Making an estate plan is a good way for Kansas City residents to ensure their assets and medical care will be handled in the manner they prefer should they become incapacitated or pass away. However, it is important to blow the dust off that old estate plan from time to time, to make sure it still reflects your wishes.
One key life event that warrants a go-over of your estate plan is a wedding or divorce. If you have recently divorced, you will want to make sure your ex is removed from your estate plan, and if you have remarried, you want to make sure your new spouse is included, where appropriate. It doesn’t end there, though. If you are fortunate enough to see your children or grandchildren marry or divorce, this may also be a good time to review your estate plan. Also, if a relative has since become dependent on you, you may want to make sure your estate plan includes provisions for his or her care.
It is also important to keep your health care agent and executor up to date. If the person you originally named in these roles has become seriously ill and can no longer carry out their duties or have passed away, you need to update your estate plan accordingly. Similarly, an executor may have changed his or her mind, and no longer wish to serve in that capacity.

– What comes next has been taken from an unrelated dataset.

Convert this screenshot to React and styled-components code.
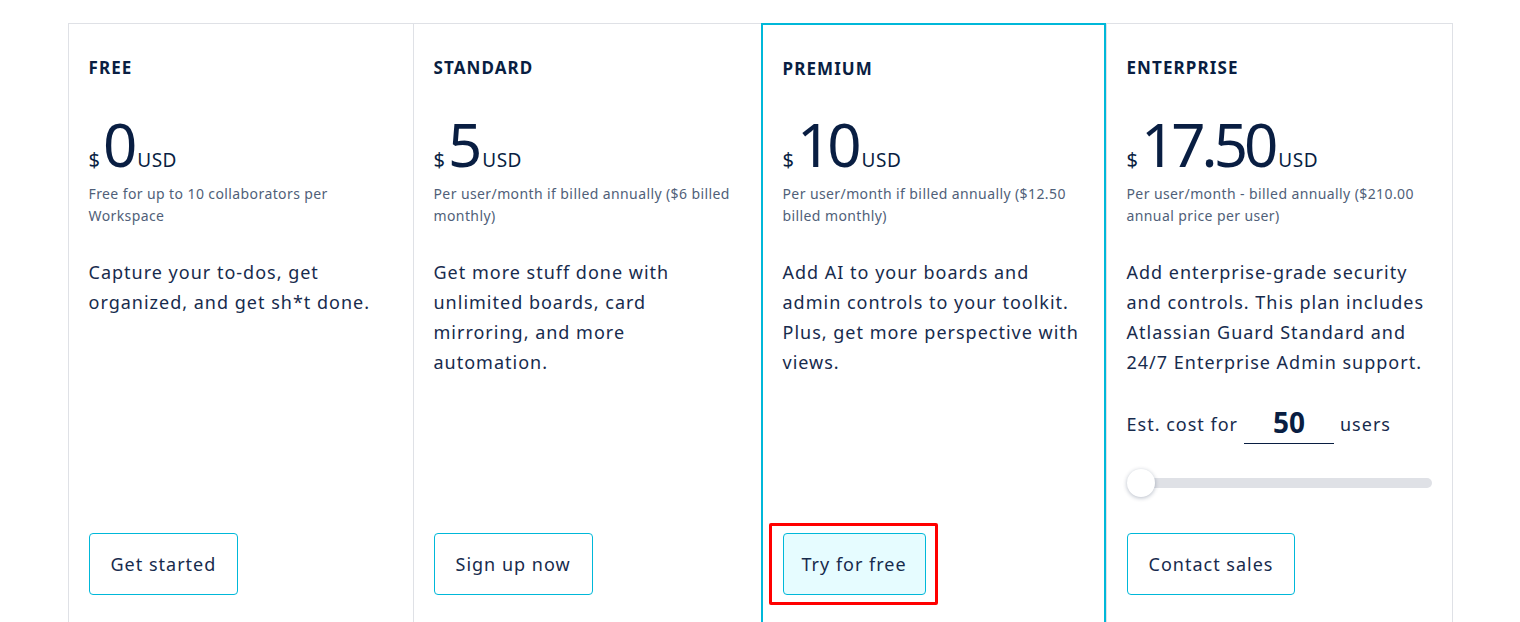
import React, { useState } from 'react';
import styled, { createGlobalStyle } from 'styled-components';

const GlobalStyle = createGlobalStyle`
  body {
    margin: 0;
    background: #ffffff;
    font-family: 'Noto Sans', 'Liberation Sans', sans-serif;
    color: #172b4d;
  }
`;

const Page = styled.div`
  padding-top: 23px;
  display: flex;
  justify-content: center;
  height: 622px;
  overflow: hidden;
  box-sizing: border-box;
`;

const Grid = styled.div`
  display: grid;
  grid-template-columns: 344px 348px 345px 346px;
  align-items: stretch;
  border: 1px solid #dfe1e6;
  border-bottom: none;
  align-self: flex-start;
`;

const Column = styled.div`
  display: flex;
  flex-direction: column;
  padding: 33px 20px 60px;
  border-left: ${(p) => (p.$first ? 'none' : '1px solid #dfe1e6')};
  ${(p) =>
    p.$featured &&
    `
    border: 2px solid #00b8d9;
    margin-top: -1px;
    padding-top: 32px;
    padding-bottom: 58px;
  `}
`;

const Title = styled.h3`
  margin: ${(p) => (p.$featured ? '1px 0 -1px' : '0')};
  font-size: 17px;
  line-height: 22px;
  font-weight: 700;
  color: #091e42;
  letter-spacing: 1.1px;
`;

const PriceRow = styled.div`
  display: flex;
  align-items: baseline;
  margin-top: 34px;
  color: #091e42;
`;

const Currency = styled.span`
  font-size: 20px;
  margin-right: 3px;
`;

const Amount = styled.span`
  font-size: 60px;
  line-height: 62px;
  letter-spacing: -4px;
`;

const Unit = styled.span`
  font-size: 19px;
  margin-left: 4px;
  letter-spacing: 0.5px;
`;

const Billing = styled.p`
  margin: 8px 0 0;
  font-size: 14px;
  line-height: 22px;
  color: #505f79;
  letter-spacing: 0.4px;
`;

const Description = styled.p`
  margin: 30px 0 0;
  font-size: 18px;
  line-height: 30px;
  color: #172b4d;
  letter-spacing: 1px;
`;

const Estimate = styled.div`
  display: flex;
  align-items: flex-end;
  gap: 6px;
  margin-top: 28px;
  font-size: 18px;
  line-height: 30px;
  letter-spacing: 1px;
`;

const CountInput = styled.input`
  width: 90px;
  height: 39px;
  box-sizing: border-box;
  border: none;
  border-bottom: 1px solid #091e42;
  font-family: inherit;
  font-size: 28px;
  line-height: 34px;
  font-weight: 700;
  color: #091e42;
  text-align: center;
  padding: 0 0 4px;
  margin: 0 0 -5px;
  outline: none;
  background: transparent;
`;

const Range = styled.input`
  -webkit-appearance: none;
  appearance: none;
  display: block;
  width: 100%;
  height: 10px;
  margin: 39px 0 0;
  border-radius: 5px;
  background: #dfe1e6;
  outline: none;

  &::-webkit-slider-thumb {
    -webkit-appearance: none;
    width: 28px;
    height: 28px;
    border-radius: 50%;
    background: #ffffff;
    box-shadow: 0 1px 4px rgba(9, 30, 66, 0.3);
    cursor: pointer;
  }
`;

const Actions = styled.div`
  margin-top: auto;
  padding-top: 45px;
`;

const Marker = styled.div`
  display: inline-block;
  padding: 7px 9px 7px 11px;
  margin: -10px -12px -10px -14px;
  border: ${(p) => (p.$on ? '3px solid #ff0000' : '3px solid transparent')};
  border-radius: 2px;
`;

const Button = styled.button`
  display: block;
  font-family: inherit;
  font-size: 18px;
  letter-spacing: 1px;
  color: #172b4d;
  height: 62px;
  padding: 0 ${(p) => (p.$primary ? '18px' : '21px')};
  border: 1px solid #00b8d9;
  border-radius: 4px;
  background: ${(p) => (p.$primary ? '#e6fcff' : '#ffffff')};
  cursor: pointer;
`;

const plans = [
  {
    name: 'FREE',
    amount: '0',
    billing: 'Free for up to 10 collaborators per Workspace',
    text: 'Capture your to-dos, get organized, and get sh*t done.',
    cta: 'Get started',
  },
  {
    name: 'STANDARD',
    amount: '5',
    billing: 'Per user/month if billed annually ($6 billed monthly)',
    text: 'Get more stuff done with unlimited boards, card mirroring, and more automation.',
    cta: 'Sign up now',
  },
  {
    name: 'PREMIUM',
    amount: '10',
    billing: 'Per user/month if billed annually ($12.50 billed monthly)',
    text: 'Add AI to your boards and admin controls to your toolkit. Plus, get more perspective with views.',
    cta: 'Try for free',
    featured: true,
  },
  {
    name: 'ENTERPRISE',
    amount: '17.50',
    billing: 'Per user/month - billed annually ($210.00 annual price per user)',
    text: 'Add enterprise-grade security and controls. This plan includes Atlassian Guard Standard and 24/7 Enterprise Admin support.',
    cta: 'Contact sales',
    estimate: true,
  },
];

export default function App() {
  const [users, setUsers] = useState(50);

  return (
    <>
      <GlobalStyle />
      <Page>
        <Grid>
          {plans.map((plan, index) => (
            <Column
              key={plan.name}
              $first={index === 0}
              $featured={plan.featured}
            >
              <Title $featured={plan.featured}>{plan.name}</Title>
              <PriceRow>
                <Currency>$</Currency>
                <Amount>{plan.amount}</Amount>
                <Unit>USD</Unit>
              </PriceRow>
              <Billing>{plan.billing}</Billing>
              <Description>{plan.text}</Description>
              {plan.estimate && (
                <>
                  <Estimate>
                    <span>Est. cost for</span>
                    <CountInput
                      value={users}
                      onChange={(e) => setUsers(e.target.value)}
                    />
                    <span>users</span>
                  </Estimate>
                  <Range
                    type="range"
                    min="50"
                    max="5000"
                    value={users}
                    onChange={(e) => setUsers(e.target.value)}
                  />
                </>
              )}
              <Actions>
                <Marker $on={plan.featured}>
                  <Button $primary={plan.featured}>{plan.cta}</Button>
                </Marker>
              </Actions>
            </Column>
          ))}
        </Grid>
      </Page>
    </>
  );
}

Of course, if you have gained (or lost) significant assets since first creating your estate plan, you need to update your plan to reflect this. Perhaps you wish to give more to charity, or you wish for more funds to go to certain heirs. Similarly, your values regarding your wealth may have changed as you have gotten older, so a review of your estate plan may be a good idea.
Each state has its own rules regarding modifying an estate plan, including Kansas. It is important, therefore, before executing any changes to your estate plan to ensure you are doing so in a way that make the changes legally binding and enforceable. If you have questions about how to do that, you may want to seek legal help before making the changes official.